На Алтае много времени Н. И. отдавал живописи. Мне полюбились и потому хорошо запомнились три из привезенных в Москву картин: «Водопад в горном ущелье», «Телецкое озеро» и «Река Катунь». Эти картины экспонировались на выставке в Третьяковской галерее в конце 1935-го – начале 1936 года. Когда мы пришли на выставку, у своих полотен Н. И. встретил художника Юона. Работы Юону понравились. «Бросьте заниматься политикой, – сказал Константин Федорович Н. И., – политика ничего хорошего не сулит, занимайтесь живописью. Живопись – ваше призвание!» Запоздалый совет.
В Чемале, курортном месте, где был в то время дом отдыха ЦИКа, мы почти не жили, больше путешествовали. Но в последние дни нашего пребывания на Алтае «чрезвычайное» обстоятельство приковало Н. И. к Чемалу: он получил великолепный подарок от сторожа чемальского курятника – огромного филина. Из курятника исчезали куры, однажды ночью сторож выследил и поймал вора. Он покорил Н. И. необычно большим размером, красивым оперением, огромными, кирпичного цвета, глазами и удивительно мощным щелканьем. Н. И. решил во что бы то ни стало увезти филина в Москву. Он сам соорудил для него вольеру и, научившись щелкать, дразнил филина. Дуэт приводил филина в ярость, отчего он щелкал еще громче, а Н. И. заразительно смеялся. Сторож курятника сплел из прутьев большую корзину, в которой мы везли птицу в купе международного вагона. В Москве филин прожил у нас недолго. Негде было его держать, и некогда было с ним возиться. Кончилось тем, что филин был подарен детям Микояна, но Н. И. часто вспоминал его.
До поездки в Кузбасс и на Алтай и на обратном пути мы несколько дней жили у Эйхе, бывали у него на даче в окрестностях Новосибирска и на городской квартире. Судьба еще в 20-е годы забросила известного латышского революционера в Сибирь. Во время нашего пребывания там он был секретарем Запсибкрайкома и кандидатом в члены Политбюро. И теперь так ясно видится мне этот долговязый сухощавый латыш, похожий на Дон-Кихота. На его всегда утомленном и казавшемся суровым лице нередко проглядывала удивительно добродушная и приятная улыбка. Как он был увлечен стройкой в Сибири и как был любим и популярен там! Мне хочется напомнить лишь об одном эпизоде из его биографии, завершившем его жизнь. В закрытом докладе на XX съезде партии Н. С. Хрущев огласил письмо Эйхе, написанное в тюрьме и найденное в архиве Сталина после его смерти. В этом письме Эйхе отрицал свою виновность в предъявленных ему обвинениях и сообщил о том, что он оговорил сам себя потому, что к нему применяли ужасающие пытки: били по больному позвоночнику. Мне запомнился еще один штрих в его письме: Эйхе напоминал Сталину и мотивировал свою невиновность, в частности, и тем, что он никогда не принадлежал ни к одной оппозиции. Даже на пороге смерти Эйхе не понимал, что обращается к своему убийце и что принадлежность к оппозиции ни в коей мере не доказывает причастность к преступлениям.
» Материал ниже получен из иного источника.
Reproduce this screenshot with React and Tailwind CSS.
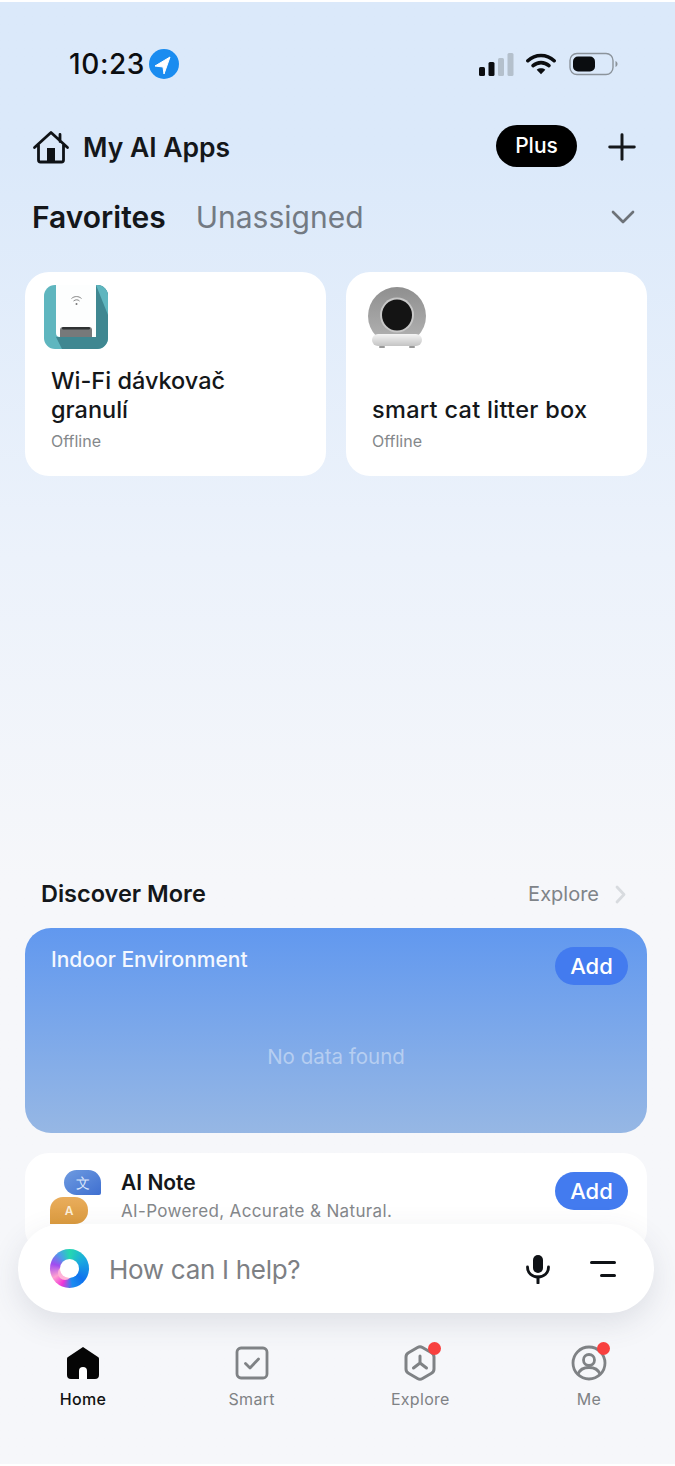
import { Plus, ChevronDown } from "lucide-react";

const font = { fontFamily: "Inter, 'Noto Sans', sans-serif" };

function HomeOutline() {
  return (
    <svg width="38" height="34" viewBox="0 0 38 34" fill="none">
      <path
        d="M2.500 17.500 19 2.500l16.500 15M6.500 15v15a2 2 0 0 0 2 2h21a2 2 0 0 0 2-2V15M28 4.500v7"
        stroke="#0f1216"
        strokeWidth="2.800"
        strokeLinecap="round"
        strokeLinejoin="round"
      />
      <rect x="15" y="18" width="8" height="14" fill="#0f1216" />
    </svg>
  );
}

function StatusIcons() {
  return (
    <div className="flex items-center gap-[12px]">
      <svg width="35" height="23" viewBox="0 0 35 23">
        <rect x="0" y="14" width="6" height="9" rx="1.500" fill="#0b0d10" />
        <rect x="9.500" y="9" width="6" height="14" rx="1.500" fill="#0b0d10" />
        <rect x="19" y="5" width="6" height="18" rx="1.500" fill="#b4c0cc" />
        <rect x="28.500" y="0" width="6" height="23" rx="1.500" fill="#b4c0cc" />
      </svg>
      <svg width="30" height="24" viewBox="0 0 32 24" fill="none">
        <path d="M2 8.500c8-7.500 20-7.500 28 0" stroke="#0b0d10" strokeWidth="3.800" strokeLinecap="round" />
        <path d="M7.500 13.800c5-4.400 12-4.400 17 0" stroke="#0b0d10" strokeWidth="3.800" strokeLinecap="round" />
        <path d="M16 23l-4.600-5c2.700-2 6.500-2 9.200 0z" fill="#0b0d10" />
      </svg>
      <svg width="50" height="24" viewBox="0 0 50 24" fill="none">
        <rect x="2" y="1.500" width="43" height="21" rx="7" stroke="#8b939b" strokeWidth="1.400" />
        <rect x="5" y="4.500" width="22" height="15" rx="5" fill="#0b0d10" />
        <path d="M47.500 9v6c1.200-.5 2-1.700 2-3s-.8-2.500-2-3z" fill="#8b939b" />
      </svg>
    </div>
  );
}

function FeederIcon() {
  return (
    <svg width="64" height="64" viewBox="0 0 64 64">
      <rect width="64" height="64" rx="11" fill="#5fb6bf" />
      <path d="M52 0h1a11 11 0 0 1 11 11v42a11 11 0 0 1-11 11H18l-6-12h40z" fill="#3f8791" />
      <path d="M52 0l12 30V11A11 11 0 0 0 53 0z" fill="#5fb6bf" />
      <path d="M12 0h40v52H16a4 4 0 0 1-4-4z" fill="#fdfefe" />
      <path d="M16 52v-7a3 3 0 0 1 3-3h26a3 3 0 0 1 3 3v7z" fill="#77797a" />
      <rect x="18" y="42" width="28" height="2.500" rx="1.200" fill="#2f3233" />
      <path d="M27.500 13.500c3-2.600 7-2.600 10 0M29.500 16c2-1.600 4.500-1.600 6 0" stroke="#777" strokeWidth="0.900" fill="none" />
      <circle cx="32.500" cy="19" r="1" fill="#777" />
    </svg>
  );
}

function LitterIcon() {
  return (
    <svg width="58" height="62" viewBox="0 0 58 62">
      <defs>
        <linearGradient id="litterBase" x1="0" y1="0" x2="0" y2="1">
          <stop offset="0" stopColor="#f4f4f4" />
          <stop offset="1" stopColor="#c4c4c4" />
        </linearGradient>
        <linearGradient id="litterBody" x1="0" y1="0" x2="0" y2="1">
          <stop offset="0" stopColor="#8f8f8f" />
          <stop offset="1" stopColor="#b4b4b4" />
        </linearGradient>
      </defs>
      <circle cx="29" cy="29" r="29" fill="url(#litterBody)" />
      <ellipse cx="29" cy="28" rx="17" ry="17.500" fill="#c8c8c8" />
      <ellipse cx="29" cy="28" rx="15" ry="15.500" fill="#141414" />
      <rect x="4" y="47" width="50" height="12" rx="6" fill="url(#litterBase)" />
      <rect x="11" y="59" width="6" height="2" rx="1" fill="#999" />
      <rect x="41" y="59" width="6" height="2" rx="1" fill="#999" />
    </svg>
  );
}

function TranslateIcon() {
  return (
    <div className="relative h-[58px] w-[52px] shrink-0">
      <div className="absolute left-[13px] top-0 flex h-[25px] w-[37px] items-center justify-center rounded-t-[13px] rounded-bl-[13px] rounded-br-[2px] bg-gradient-to-br from-[#6f9be0] to-[#3f6fd0] text-[14px] font-medium text-[#dbe6fa]">
        文
      </div>
      <div className="absolute left-[-1px] top-[27px] flex h-[27px] w-[38px] items-center justify-center rounded-t-[13px] rounded-br-[13px] bg-gradient-to-b from-[#e9ad5c] to-[#dc9b3e] text-[12px] font-semibold text-[#fbeed8]">
        A
      </div>
    </div>
  );
}

function AssistantLogo() {
  return (
    <div className="relative flex h-[39px] w-[39px] shrink-0 items-center justify-center rounded-full bg-[conic-gradient(#24d8b0_0deg,#1aa8e0_60deg,#0f72ee_130deg,#1a8cf0_170deg,#f034d8_205deg,#ffa0d0_240deg,#a04cf0_285deg,#4aa0e8_325deg,#24d8b0_360deg)]">
      <div className="absolute left-[8px] top-[17px] h-[14px] w-[14px] rounded-full bg-[#ffb4d8]" />
      <div className="relative h-[19px] w-[19px] rounded-full bg-white" />
    </div>
  );
}

function MicIcon() {
  return (
    <svg width="26" height="30" viewBox="0 0 26 30" fill="none">
      <rect x="8" y="1" width="10" height="18" rx="5" fill="#0f1216" />
      <path d="M2.500 13c0 6 4.500 10 10.500 10s10.500-4 10.500-10" stroke="#0f1216" strokeWidth="2.800" strokeLinecap="round" />
      <path d="M13 23v6" stroke="#0f1216" strokeWidth="3" strokeLinecap="round" />
    </svg>
  );
}

function NavItem({ label, active, dot, children }) {
  return (
    <div className="flex w-[100px] flex-col items-center">
      <div className="relative flex h-[38px] w-[40px] items-center justify-center">
        {children}
        {dot && <span className="absolute right-[-1px] top-[-2px] h-[13px] w-[13px] rounded-full bg-[#f8403f]" />}
      </div>
      <span className={`mt-[7px] text-[16px] leading-[20px] tracking-[0.3px] ${active ? "font-medium text-[#111]" : "text-[#7f8285]"}`}>
        {label}
      </span>
    </div>
  );
}

function DeviceCard({ icon, iconClass, name }) {
  return (
    <div className="flex h-[204px] flex-1 flex-col rounded-[24px] bg-white pb-[24px]">
      <div className={iconClass}>{icon}</div>
      <div className="mt-auto pl-[26px] text-[23.500px] font-medium leading-[29px] text-[#14171a]">{name}</div>
      <div className="mt-[6px] pl-[26px] text-[16px] leading-[22px] text-[#85888b]">Offline</div>
    </div>
  );
}

export default function App() {
  return (
    <div
      style={font}
      className="relative h-[1466px] w-[675px] overflow-hidden border-y-2 border-white bg-gradient-to-b from-[#dbe9fa] from-[10%] via-[#ecf2fb] via-[38%] to-[#f6f7fa] to-[60%]"
    >
      {/* status bar */}
      <div className="mt-[42px] flex h-[40px] items-center justify-between pl-[69px] pr-[57px]">
        <div className="flex items-center gap-[4px]">
          <span className="text-[28px] font-medium leading-[40px] tracking-[0.6px] text-[#0b0d10]">10:23</span>
          <svg width="30" height="30" viewBox="0 0 30 30">
            <circle cx="15" cy="15" r="15" fill="#1a8cf0" />
            <path d="M21 8 6 17l8 1 1 7z" fill="#fff" stroke="#fff" strokeWidth="1" strokeLinejoin="round" />
          </svg>
        </div>
        <StatusIcons />
      </div>

      {/* header */}
      <div className="mt-[41px] flex h-[44px] items-center justify-between pl-[32px] pr-[32px]">
        <div className="flex items-center gap-[13px]">
          <HomeOutline />
          <span className="mt-[2px] text-[26.500px] font-semibold text-[#14171a]">My AI Apps</span>
        </div>
        <div className="flex items-center gap-[24px]">
          <div className="-mt-[2px] flex h-[42px] w-[81px] items-center justify-center rounded-full bg-black text-[21px] font-medium text-white">
            Plus
          </div>
          <Plus size={42} strokeWidth={1.700} className="text-[#14171a]" />
        </div>
      </div>

      {/* tabs */}
      <div className="mt-[26px] flex h-[44px] items-center pl-[32px] pr-[32px]">
        <span className="text-[30px] font-semibold text-[#14171a]">Favorites</span>
        <span className="ml-[30px] text-[30px] text-[#737a83]">Unassigned</span>
        <ChevronDown size={40} strokeWidth={1.600} className="ml-auto text-[#6d7278]" />
      </div>

      {/* device cards */}
      <div className="mt-[33px] flex gap-[20px] pl-[25px] pr-[28px]">
        <DeviceCard icon={<FeederIcon />} iconClass="ml-[19px] mt-[13px]" name={<>Wi-Fi dávkovač<br />granulí</>} />
        <DeviceCard icon={<LitterIcon />} iconClass="ml-[22px] mt-[15px]" name={<span className="tracking-[0.3px]">smart cat litter box</span>} />
      </div>

      {/* discover */}
      <div className="mt-[400px] flex h-[36px] items-center justify-between pl-[41px] pr-[49px]">
        <span className="text-[23.500px] font-semibold text-[#14171a]">Discover More</span>
        <div className="flex items-center gap-[16px]">
          <span className="text-[20px] text-[#7f8489]">Explore</span>
          <svg width="11" height="19" viewBox="0 0 11 19" fill="none">
            <path d="M2 2l7 7.500-7 7.500" stroke="#d8dbdf" strokeWidth="2.800" strokeLinecap="round" strokeLinejoin="round" />
          </svg>
        </div>
      </div>

      <div className="ml-[25px] mr-[28px] mt-[16px] flex h-[205px] flex-col rounded-[26px] bg-gradient-to-b from-[#6198ef] to-[#96b7e4] pl-[26px] pr-[19px]">
        <div className="flex items-start justify-between pt-[19px]">
          <span className="text-[21px] font-medium leading-[26px] text-[#f4f8ff]">Indoor Environment</span>
          <div className="flex h-[38px] w-[73px] items-center justify-center rounded-full bg-[#437bef] text-[22px] font-medium text-white">
            Add
          </div>
        </div>
        <div className="mt-[59px] pr-[7px] text-center text-[20.500px] leading-[26px] text-[#b6cef1]">No data found</div>
      </div>

      <div className="ml-[25px] mr-[28px] mt-[20px] flex h-[100px] rounded-[24px] bg-white pl-[26px] pr-[19px] pt-[17px]">
        <TranslateIcon />
        <div className="ml-[18px] flex-1">
          <div className="text-[21px] font-semibold leading-[26px] text-[#14171a]">AI Note</div>
          <div className="mt-[4px] text-[17px] leading-[22px] tracking-[0.35px] text-[#85888b]">AI-Powered, Accurate &amp; Natural.</div>
        </div>
        <div className="mt-[2px] flex h-[38px] w-[73px] items-center justify-center rounded-full bg-[#437bef] text-[22px] font-medium text-white">
          Add
        </div>
      </div>

      {/* floating assistant bar */}
      <div className="absolute left-[18px] top-[1222px] flex h-[89px] w-[636px] items-center rounded-[44px] bg-white pl-[32px] pr-[38px] shadow-[0_10px_30px_rgba(60,70,90,0.13)]">
        <AssistantLogo />
        <span className="ml-[20px] mt-[1px] text-[26px] tracking-[-0.3px] text-[#7d8084]">How can I help?</span>
        <div className="ml-auto flex items-center gap-[39px]">
          <MicIcon />
          <svg width="26" height="18" viewBox="0 0 26 18" fill="none">
            <path d="M1.500 2.500h23M11.500 15.500h13" stroke="#0f1216" strokeWidth="3" strokeLinecap="round" />
          </svg>
        </div>
      </div>

      {/* bottom nav */}
      <div className="absolute left-0 top-[1342px] flex w-full justify-between pl-[33px] pr-[36px]">
        <NavItem label="Home" active>
          <svg width="34" height="34" viewBox="0 0 34 34">
            <path d="M17 1 32 11a2 2 0 0 1 1 2v16a4 4 0 0 1-4 4H5a4 4 0 0 1-4-4V13a2 2 0 0 1 1-2z" fill="#050505" />
            <path d="M13 33v-8a4 4 0 0 1 8 0v8z" fill="#fff" />
          </svg>
        </NavItem>
        <NavItem label="Smart">
          <svg width="34" height="34" viewBox="0 0 34 34" fill="none">
            <rect x="2" y="2" width="30" height="30" rx="4" stroke="#7f8285" strokeWidth="2.800" />
            <path d="M10.500 17.500 15 22l8.500-9" stroke="#7f8285" strokeWidth="2.800" strokeLinecap="round" strokeLinejoin="round" />
          </svg>
        </NavItem>
        <NavItem label="Explore" dot>
          <svg width="32" height="36" viewBox="0 0 32 36" fill="none">
            <path
              d="M13.500 2.500a5 5 0 0 1 5 0l9 5.200a5 5 0 0 1 2.500 4.300v12a5 5 0 0 1-2.500 4.300l-9 5.200a5 5 0 0 1-5 0l-9-5.200A5 5 0 0 1 2 24V12a5 5 0 0 1 2.500-4.300z"
              stroke="#7f8285"
              strokeWidth="3"
            />
            <path d="M16 11v7M16 18l-6.500 5M16 18l6.500 5" stroke="#7f8285" strokeWidth="3" strokeLinecap="round" />
          </svg>
        </NavItem>
        <NavItem label="Me" dot>
          <svg width="36" height="36" viewBox="0 0 36 36" fill="none">
            <circle cx="18" cy="18" r="16" stroke="#7f8285" strokeWidth="2.800" />
            <circle cx="18" cy="15" r="5.500" stroke="#7f8285" strokeWidth="2.800" />
            <path d="M7 29c2-5 6-6.500 11-6.500S27 24 29 29" stroke="#7f8285" strokeWidth="2.800" />
          </svg>
        </NavItem>
      </div>
    </div>
  );
}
Увы, Эйхе был не одинок в этом заблуждении: сколько людей верили в Сталина, считали свою непринадлежность к оппозиции обстоятельством, оправдывавшим их в глазах палача.
Но в дни нашего пребывания в Новосибирске Николай Иванович, бывший не раз в оппозиции, не казался еще Эйхе страшным. Эйхе ездил с нами по городу, показывал новостройки – Красный проспект, центральную улицу города с большими многоэтажными современными зданиями. Мы вместе с Эйхе взбирались на плоскую крышу еще не достроенного Театра оперы и балета, откуда был виден Новосибирск. Эйхе предоставил в распоряжение Н. И. отдельный салон-вагон, от чего Н. И. упорно, но тщетно отказывался; таким вагоном он не пользовался и в бытность свою в Политбюро, считая это излишней роскошью. Эйхе убедил Н. И., что, совершая поездку в отдельном вагоне, мы никого не будем стеснять. С квартирами в то время было очень трудно, и мы действительно во время пребывания в Кузбассе жили в вагоне, стоявшем в тупике железнодорожной станции.
Два охранника и собака овчарка также отправились с нами из Новосибирска в путешествие; сколько усилий ни прилагал Н. И., чтобы от них избавиться, это ему не удалось. В Москве у него в последние годы не было охраны. Единственный охранник, Рогов, выполнявший эту функцию в течение 10 лет, с 1919-го, после взрыва левоэсеровской бомбы в здании Московского комитета партии в Леонтьевском переулке в то время, когда Бухарин должен был там делать доклад, был отозван в 1929 году, после вывода Н. И. из Политбюро.
Эйхе объяснял необходимость охраны тем, что во время путешествия охранники будут умерять пыл Николая Ивановича. «С алтайской природой шутить нельзя, – говорил Эйхе, – вы не выберетесь из тайги, этих людей я специально подбирал, они знают край и будут служить вам проводниками». Роберт Индрикович сделал это действительно из добрых побуждений, учитывая отчаянный характер Н. И., опасаясь за его жизнь. Тем не менее Н. И. не исключал и того, что охрана была приставлена для наблюдения за ним, за его связями с людьми. Подозрительность Сталина всегда заставляла его так думать. Мне известно, например, что приезжавший к Бухарину не раз молодой секретарь Алтайского крайкома был арестован; предполагаю также, что наша поездка в Сибирь и пребывание у Эйхе были использованы против Роберта Индриковича.